団地で住宅スゴロクのその先へ
団地再生物語 | 2019.3.12
今回は、老後の住まいについて考えたいと思います。
1970年代の日本では、住宅スゴロクという考え方がありました。独身のころは小さな賃貸アパートに住み、結婚して少し広い賃貸マンション、子どもが産まれたら分譲マンション、その後それを売却して、郊外の庭付き一戸建てで「上がり」、ゴールは1つでした。
まだ暮らしの考え方に多様性が少なく、みんなが同じ理想をもっていたのかもしれません。
しかし、郊外の庭付き一戸建ては引っ越した当初は理想的かもしれませんが、子どもが独立した老後になると、使わない部屋があったり、大きすぎて管理が大変であったり、体力低下で階段の登り降りが億劫になったりすることがありそうです。
そしてそもそも現代では、住宅スゴロクの「上がり」は1つではないのかもしれません。
終の棲家について場所、所有、住み方でそれぞれ考えてみます。場所では郊外に住む以外にも、田舎に住む。海外に住む。都会に住む。所有では、賃貸に住む。購入して住む。住み方では、1人で住む。家族で住む。シェアハウスやホテルに住む。というのもあるかもしれません。
最近、老後に一戸建てから団地に住み替えをする方が増えているようです。老後は体力の低下や病気が心配です。住みやすさを考えると、大きな広い住まいではなく程々の広さで、近くにスーパーなどの生活施設や病院がある団地が選ばれるのもわかる気がします。
老後の団地住まいには、引きこもりにならないような仕組みやイベントがあると良さそうです。例えば、団地内に気軽に入れるフードコートがあったらどうでしょうか。たくさんのお店があれば毎日行くこともできますし、顔を合わせる人や知り合いも多くなりそうです。

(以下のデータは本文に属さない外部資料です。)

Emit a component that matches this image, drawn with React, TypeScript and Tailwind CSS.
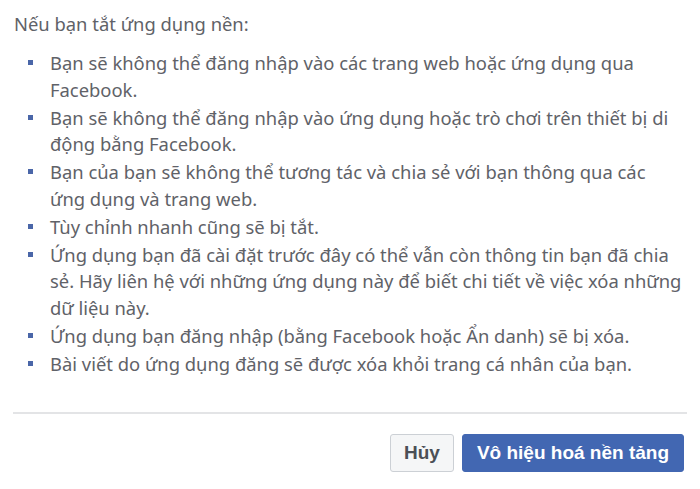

さらに運営側に目を向けてみると、以前のコラム「もしも団地の集会室をキッチンスタジオにできたら」で提案したような、団地内のキッチンスタジオを利用して、パンやお菓子やお惣菜をつくって団地のフードコートで売る、1つ1つのお店を団地に住む人が運営できると良さそうです。
もし、団地内で商いを手伝っていただける人たちが集まれば、子どもをあずけあったり、働くみなさんの時間を融通しあうことで、無理なく働くことができるかもしれません。小さくはじめる商いと、それを利用する人たちが団地のフードコートに集まる。食事は毎日のことです。「住む」「働く」「楽しむ」コミュニティが団地にできる仕組みがあれば、どの世代も楽しく暮らすことができそうです。
また、団地住戸の室内プランはたくさんのバリエーションがあっても良さそうです。
終の棲家は、いままでのさまざまな暮らしの集大成になります。自分に合った住まいで気持ちよく暮らしたいものです。
料理を大切にする人向けに大きなキッチン。料理をしない人には小さいキッチン。お風呂好きな人には大きな浴室。浴槽がいらない人はシャワールームにして、その分リビングを広く。モノが多い人向けに納戸があるプランなどなど。仕様も豪華である必要はないですが、気持ちの良いデザインだと大切に住みたくなります。
みなさんは老後の団地暮らしをどう考えますか。ご意見をいただければと思います。